The news that Hope College TRIO Upward Bound had again received federal funding — continuing a streak unbroken since the program began in 1968 — was definitely welcome, but when the news arrived the staff was especially focused on final preparations for the program’s soon-to-begin summer session (June 19 – July 28).
Hope College TRIO Upward Bound seeks to generate the skills and motivation necessary for success in education beyond high school among students from low-income and first-generation families who have the potential to pursue a college education but may lack adequate preparation or support. The new grant from the U.S. Department of Education, which totals $378,121, goes into effect starting June 1, 2018, and will provide support through May 2023.
This summer’s theme is the “The Land of TRIO: The UB Way,” based on the yellow brick road the characters travel in the Wizard of Oz. It emphasizes helping students with their journey whether smooth or rough.
“Your road to success is going to be paved with both failures and successes, and Upward Bound’s goal is to provide you with the tools to cope with both, and to prepare for success in college,” said Elizabeth Colburn, director of Hope College Upward Bound.
Beyond the roadway metaphor, Colburn sees in the familiar Oz story a mirror in the central characters’ growth. Students will start out with varying degrees of confidence, but across their travels and by working together they learn to overcome obstacles and develop and demonstrate the abilities that help them reach their goals.
“In reality the characters in Oz had what they needed all along,” Colburn said. “They just didn’t think that they did. Our students have what they need, too. They just need to develop it and believe in it.”
The program enrolls 90 students each year from the Holland, West Ottawa and Fennville school districts. Since it began, more than 2,000 students have participated.

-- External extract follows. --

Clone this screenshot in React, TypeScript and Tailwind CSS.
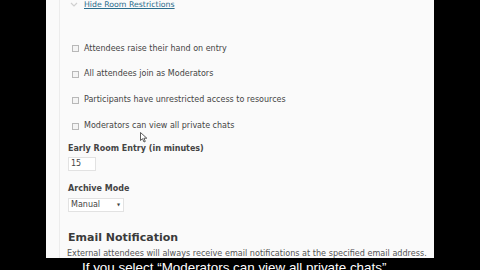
import React from "react";

const font = { fontFamily: '"DejaVu Sans", Verdana, sans-serif' };

function Check({ label }: { label: string }) {
  return (
    <div className="h-[26px] flex items-center pl-[4px]">
      <span className="w-[7px] h-[7px] border border-[#b8b8b8] bg-[#f4f4f4] mr-[5px] shrink-0" />
      <span className="text-[8px] text-[#444]">{label}</span>
    </div>
  );
}

export default function App() {
  return (
    <div className="w-[480px] h-[270px] bg-black overflow-hidden flex flex-col" style={font}>
      <div className="flex h-[258px] shrink-0">
        <div className="w-[46px] shrink-0" />
        <div className="w-[388px] shrink-0 bg-[#fafafa] relative pl-[13px]">
          <div className="h-full border-l border-[#ececec] pl-[8px] flex flex-col">
            <div className="h-[10px] flex items-center pl-[2px]">
              <svg width="8" height="6" viewBox="0 0 8 6" className="mr-[6px]">
                <path d="M1 1 L4 4 L7 1" fill="none" stroke="#d0d0d0" strokeWidth="1.2" />
              </svg>
              <span className="text-[7.8px] text-[#2b6c8c] underline">Hide Room Restrictions</span>
            </div>
            <div className="h-[26px]" />
            <Check label="Attendees raise their hand on entry" />
            <Check label="All attendees join as Moderators" />
            <Check label="Participants have unrestricted access to resources" />
            <Check label="Moderators can view all private chats" />
            <div className="mt-[4px] h-[12px] flex items-center text-[8px] font-semibold text-[#444]">
              Early Room Entry (in minutes)
            </div>
            <div className="mt-[2px] w-[28px] h-[14px] border border-[#e2e2e2] bg-white flex items-center pl-[2px] text-[8px] text-[#444]">
              15
            </div>
            <div className="mt-[12px] h-[12px] flex items-center text-[8px] font-semibold text-[#444]">
              Archive Mode
            </div>
            <div className="mt-[3px] w-[56px] h-[14px] border border-[#e2e2e2] bg-white flex items-center justify-between pl-[2px] pr-[3px] text-[8px] text-[#444]">
              <span>Manual</span>
              <span className="text-[4px]">▼</span>
            </div>
            <div className="mt-[19px] h-[14px] flex items-center text-[11px] font-bold text-[#3a3a3a]">
              Email Notification
            </div>
            <div className="mt-[3px] h-[10px] flex items-center text-[8.1px] text-[#555] whitespace-nowrap -ml-[1px]">
              External attendees will always receive email notifications at the specified email address.
            </div>
          </div>
          <svg width="8" height="11" viewBox="0 0 8 11" className="absolute left-[94px] top-[132px]">
            <path d="M0.5 0.5 L0.5 8.5 L2.5 6.7 L4 10 L5.3 9.4 L3.9 6.2 L6.8 6.2 Z" fill="white" stroke="#333" strokeWidth="0.8" />
          </svg>
        </div>
        <div className="flex-1" />
      </div>
      <div
        className="pl-[82px] pt-[2px] text-white text-[13.4px] leading-[16px] whitespace-nowrap"
        style={{ fontFamily: '"Liberation Sans", Arial, sans-serif' }}
      >
        If you select “Moderators can view all private chats”
      </div>
    </div>
  );
}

The program’s success rate in enrolling students in post-secondary institutions averages between 85 and 90 percent. On average, 81 percent of the students who entered post-secondary institutions in the last five years are still enrolled or have graduated.
While the focus of Upward Bound is on academic advising and support, the program also continually offers personal and career advising as well as involvement in cultural and recreational activities.
Throughout the academic year, students come to Hope a minimum of twice a week to receive help in their high school subjects from Hope College tutors. One Friday or Saturday per month, the students meet for three hours to attend workshops on topics such as goal-setting, decision- making, the college search process, career awareness, financial literacy, and time management. A senior seminar, which meets once a week, helps seniors with the college admission and financial aid process, as well as scholarship research and applications. Several ACT/SAT test preparation workshops are held throughout the year.
The six-week summer residential program on the Hope campus exposes students to the academic and social world of college. Students live in a residence hall, attend classes, work in grade-level teams on project based learning (PBL) that apply what they are learning, and participate in career classes, internships, and college visits. Evenings are set aside for study sessions and social and cultural activities.
In addition to the structured academic and social activities, the Upward Bound students also volunteer for community projects, such as watershed clean-up and visiting with the elderly at senior living facilities. They also provide rest stops for the Holland 100 bike tour each summer in order to raise money for their cultural enrichment and college scholarship funds.
Nationwide, TRIO Upward Bound began as part of President Lyndon B. Johnson’s War on Poverty with the Educational Opportunity Act of 1964.
Hope College TRIO Upward Bound is one of the oldest continuous Upward Bound programs in the country. It has been administered since its inception through Hope, which provides support beyond the federal funding. In addition, 40 to 50 Hope students work with the program throughout the year as tutors, office assistants and van drivers. Hope College TRIO Upward Bound also receives financial support from the Greater Ottawa County United Way.
The Hope program operates as part of a network of programs at the college focused on enhancing young students’ educational attainment. The Children’s After School Achievement (CASA) and Step Up programs provide academic and cultural enrichment for at-risk first- through fifth-grade students and middle-school students respectively.